Among the entries below, count the lines that contain the word "this". Write down only the total.

* * * * *

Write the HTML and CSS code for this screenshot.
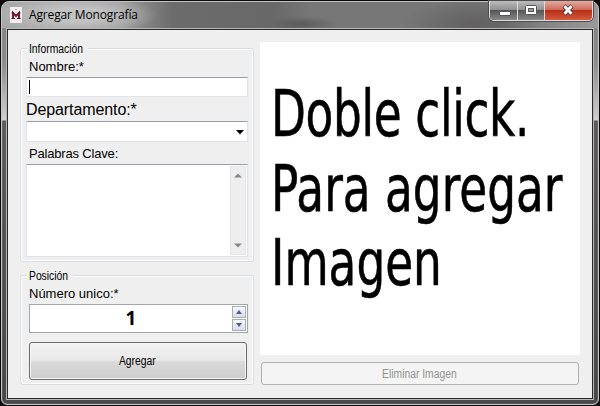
FILE: index.html
```html
<!DOCTYPE html>
<html lang="es">
<head>
<meta charset="utf-8">
<title>Agregar Monografía</title>
<link rel="stylesheet" href="styles.css">
</head>
<body>
<div class="window">
  <header class="titlebar">
    <svg class="app-icon" width="12" height="16" viewBox="0 0 12 16"><rect width="12" height="16" fill="#f1eef0"/><path d="M3 11.5V6L6 9l3-3v5.5" fill="none" stroke="#75183a" stroke-width="2"/><path d="M1.5 11.5H5M7 11.5h3.5M1.5 6H4M8 6h2.5" stroke="#5d1934"/><path d="M5 3l1-1 1 1" fill="none" stroke="#b8a9b0"/></svg>
    <span class="title">Agregar Monografía</span>
    <div class="controls">
      <span class="control min"><svg width="28" height="18"><rect x="9.5" y="10.5" width="11" height="4" rx=".5" fill="#fff" stroke="#55555f"/></svg></span>
      <span class="control max"><svg width="26" height="18"><rect x="7.5" y="4.5" width="11" height="9" rx="1" fill="#fff" stroke="#55555f"/><rect x="10.5" y="7.5" width="5" height="3" fill="#999" stroke="#55555f"/></svg></span>
      <span class="control close"><svg width="46" height="18"><path d="M19 5l8 8M27 5l-8 8" stroke="#5c4047" stroke-width="4.6"/><path d="M19.5 5.3l7 7.4M26.5 5.3l-7 7.4" stroke="#fff" stroke-width="2.8"/></svg></span>
    </div>
  </header>
  <main class="client">
    <div class="form">
      <section class="group info">
        <div class="legend"><span class="narrow">Información</span></div>
        <div class="label name-label">Nombre:*</div>
        <div class="field name"><i class="caret"></i></div>
        <div class="label dept-label">Departamento:*</div>
        <div class="field combo"><svg width="8" height="5"><path d="M0 0h8L4 4.6z" fill="#000"/></svg></div>
        <div class="label keys-label">Palabras Clave:</div>
        <div class="field area">
          <div class="scroll">
            <svg width="8" height="5"><path d="M0 4.5h8L4 .5z" fill="#888"/></svg>
            <svg width="8" height="5"><path d="M0 .5h8L4 4.5z" fill="#888"/></svg>
          </div>
        </div>
      </section>
      <section class="group position">
        <div class="legend"><span class="narrow">Posición</span></div>
        <div class="label number-label">Número unico:*</div>
        <div class="spinner">
          <span class="value">1</span>
          <div class="steps">
            <span><svg width="6" height="4"><path d="M0 4h6L3 0z" fill="#4c5d86"/></svg></span>
            <span><svg width="6" height="4"><path d="M0 0h6L3 4z" fill="#4c5d86"/></svg></span>
          </div>
        </div>
        <div class="button add"><span class="narrow">Agregar</span></div>
      </section>
    </div>
    <div class="preview">
      <div class="picture"><div class="message"><span class="first">Doble click.</span><br>Para agregar<br>Imagen</div></div>
      <div class="button remove"><span class="narrow">Eliminar Imagen</span></div>
    </div>
  </main>
</div>
</body>
</html>
```
FILE: styles.css
```css
* { box-sizing: border-box; }
body { margin: 0; width: 600px; height: 406px; overflow: hidden; background: #0d0a0e; font-family: "Liberation Sans", Arial, sans-serif; color: #000; }
svg { display: block; }
.window {
  width: 598px; height: 404px; margin: 1px; padding: 0 5px 5px;
  border: 1px solid #c4c4c4; border-radius: 8px 8px 6px 6px;
  background:
    linear-gradient(#999 0, #858585 28px, #8a8a8a 60px, #d0cdcd 118px, #5d5b5b 119px, #484848 100%);
  box-shadow: inset 0 0 1px #ddd;
  display: flex; flex-direction: column;
}
.titlebar {
  height: 26px; margin: 0 -5px; padding-left: 8px; display: flex; align-items: flex-start;
  border-radius: 7px 7px 0 0;
  background:
    radial-gradient(ellipse 80px 20px at 76px 13px, rgba(205,205,205,.75) 35%, rgba(180,180,180,0) 100%),
    radial-gradient(ellipse 34px 8px at 302px 22px, rgba(50,50,50,.4), transparent),
    radial-gradient(ellipse 70px 24px at 470px 22px, rgba(65,60,60,.35), transparent),
    linear-gradient(90deg, #aaa 0, #999 120px, #6c6c6c 170px, #686868 270px, #777 310px, #777 430px, #727272 500px, #999 100%);
}
.app-icon { margin: 5px 0 0 0; }
.title { font: 12px/18px "Open Sans", "Noto Sans", sans-serif; margin: 4px 0 0 7px; letter-spacing: -.14px; white-space: nowrap; }
.controls { margin: -1px 5px 0 auto; display: flex; height: 20px; border: 1px solid #ddd; border-top: 0; border-radius: 0 0 5px 5px; overflow: hidden; box-shadow: 0 0 0 1px #4d4d4d; }
.control { background: linear-gradient(#bdbdbd, #919191 45%, #555 48%, #888 100%); border-right: 1px solid #ddd; }
.min { width: 28px; }
.max { width: 27px; }
.close { width: 47px; border: 0; background: linear-gradient(#e3aaa0, #cf6d5c 45%, #b72c16 48%, #d65a3c 100%); }
.client {
  flex: 1; padding: 12px 11px 0 12px; display: flex; gap: 6px; background: #efefef;
  border: 1px solid #292929; outline: 1px solid #b8b8b8;
  margin: 1px 0 0;
}
.form { width: 234px; display: flex; flex-direction: column; }
.group { border: 1px solid #d7dde2; border-radius: 3px; box-shadow: inset 0 0 0 1px #fff; padding: 0 5px; }
.info { height: 214px; margin-top: 6px; }
.position { height: 110px; margin-top: 13px; }
.legend { width: 61px; height: 14px; margin: -8px 0 0 1px; padding-left: 2px; background: #efefef; font-size: 12px; line-height: 17px; }
.position .legend { width: 46px; }
.narrow { display: inline-block; transform: scaleX(.86); transform-origin: left; white-space: nowrap; }
.label { white-space: nowrap; font-size: 13px; line-height: 16px; height: 16px; padding-left: 3px; }
.name-label { margin-top: 4px; }
.field { width: 222px; background: #fff; border: 1px solid #e2e3ea; border-top-color: #9a9da5; }
.name { height: 20px; margin-top: 2px; padding: 2px; }
.caret { display: block; width: 1px; height: 14px; background: #000; }
.dept-label { font-size: 16px; line-height: 20px; height: 20px; margin-top: 3px; padding-left: 0; letter-spacing: -.1px; }
.combo { height: 21px; margin-top: 1px; display: flex; justify-content: flex-end; align-items: center; padding: 1px 3px 0 0; }
.keys-label { margin-top: 4px; letter-spacing: -.18px; }
.area { height: 93px; margin-top: 2px; display: flex; justify-content: flex-end; padding: 1px; }
.scroll { width: 16px; background: #eee; border: 1px solid #e5e5e5; display: flex; flex-direction: column; justify-content: space-between; align-items: center; padding: 6px 0; }
.number-label { margin-top: 4px; }
.spinner { width: 219px; height: 29px; margin: 2px 0 0 3px; background: #fff; border: 1px solid #a2a5a9; display: flex; padding: 1px; }
.value { flex: 1; font: bold 19px/24px "Open Sans", Arial, sans-serif; text-align: center; padding-right: 1px; }
.steps { width: 14px; display: flex; flex-direction: column; gap: 1px; }
.steps span { flex: 1; display: flex; align-items: center; justify-content: center; border: 1px solid #a9adb5; background: linear-gradient(#f8f8fb, #d9dde8); }
.button { display: flex; align-items: center; justify-content: center; font-size: 12px; border-radius: 3px; padding-right: 2px; }
.button .narrow { transform-origin: center; }
.add { width: 218px; height: 38px; margin: 9px 0 0 3px; border: 1px solid #6b6b6b; background: linear-gradient(#f2f2f2, #e8e8e8 48%, #d9d9d9 52%, #cdcdcd); box-shadow: inset 0 0 0 1px #f6f6f6; }
.preview { width: 320px; }
.picture { height: 313px; background: #fff; padding: 35px 0 0 11px; overflow: hidden; }
.message { width: max-content; font: 64px/74.5px "DejaVu Sans", sans-serif; transform: scaleX(.709); transform-origin: left top; -webkit-text-stroke: .6px #000; }
.first { letter-spacing: -.5px; }
.remove { width: 318px; height: 23px; margin: 7px 0 0 1px; border: 1px solid #adb2b5; background: #f4f4f4; color: #929292; }
```
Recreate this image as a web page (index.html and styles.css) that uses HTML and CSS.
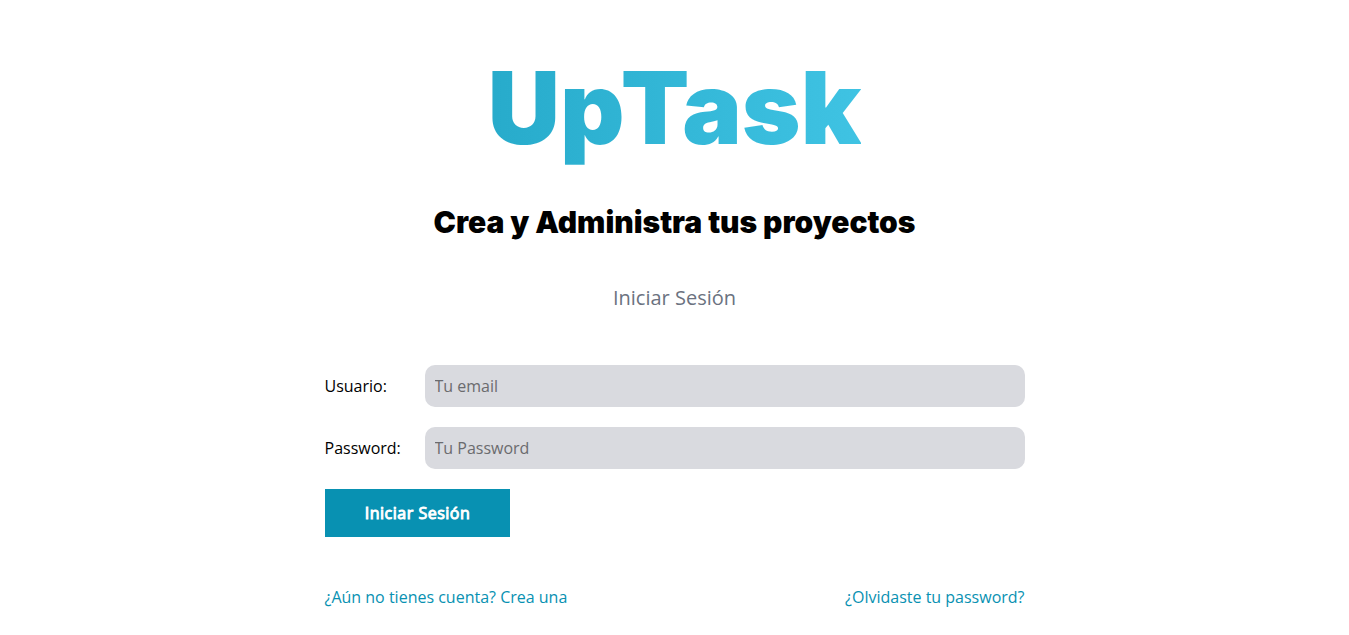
FILE: index.html
```html
<!DOCTYPE html>
<html lang="es">
<head>
<meta charset="utf-8">
<title>UpTask</title>
<link rel="stylesheet" href="styles.css">
</head>
<body>
<div class="contenedor">
<h1 class="uptask">U<span class="uptask-p">p</span>Task</h1>
<p class="tagline">Crea y Administra tus proyectos</p>
<div class="contenedor-sm">
<p class="descripcion-pagina">Iniciar Sesión</p>
<form class="formulario">
<div class="campo"><label for="email">Usuario:</label><input type="email" id="email" placeholder="Tu email"></div>
<div class="campo"><label for="password">Password:</label><input type="password" id="password" placeholder="Tu Password"></div>
<input type="submit" class="boton" value="Iniciar Sesión">
</form>
<div class="acciones"><a href="#">¿Aún no tienes cuenta? Crea una</a><a href="#">¿Olvidaste tu password?</a></div>
</div>
</div>
</body>
</html>
```
FILE: styles.css
```css
html { font-size: 62.5%; box-sizing: border-box; }
*, *::before, *::after { box-sizing: inherit; }
body { margin: 0; height: 635px; overflow: hidden; background: #fff; font-family: "Open Sans", sans-serif; font-size: 16px; color: #000; }
.contenedor { width: 700px; margin: 0 auto; padding-top: 47px; }
.uptask { margin: 0 auto; width: fit-content; font: 900 100px/121px Inter, sans-serif; background: linear-gradient(to right, #27abcb 0%, #3fc3e3 100%); -webkit-background-clip: text; background-clip: text; color: transparent; }
.uptask-p { letter-spacing: -3.6px; }
.tagline { margin: 36px 0 0; font: 900 30px/36px Inter, sans-serif; letter-spacing: -.03px; text-align: center; }
.descripcion-pagina { margin: 44px 0 0; font-size: 20px; line-height: 27px; text-align: center; color: #6b7280; }
.formulario { margin-top: 54px; }
.campo { display: flex; align-items: center; margin-bottom: 20px; }
.campo label { flex: 0 0 100px; }
.campo input { flex: 1; min-width: 0; height: 42px; padding: 10px; border: 0; border-radius: 10px; background: #d9dadf; font: 16px "Open Sans", sans-serif; }
.campo input::placeholder { color: #6b6b6e; }
.boton { display: block; width: 185px; height: 48px; padding: 0 0 0 1px; border: 0; background: #0891b2; color: #fff; font: 400 16px "Open Sans", sans-serif; letter-spacing: .5px; -webkit-text-stroke: .95px #fff; }
.acciones { display: flex; justify-content: space-between; margin-top: 49px; line-height: 22px; }
.acciones a { color: #0891b2; text-decoration: none; }
```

* * * * *

▶ [EXERCISE RESULT]: 2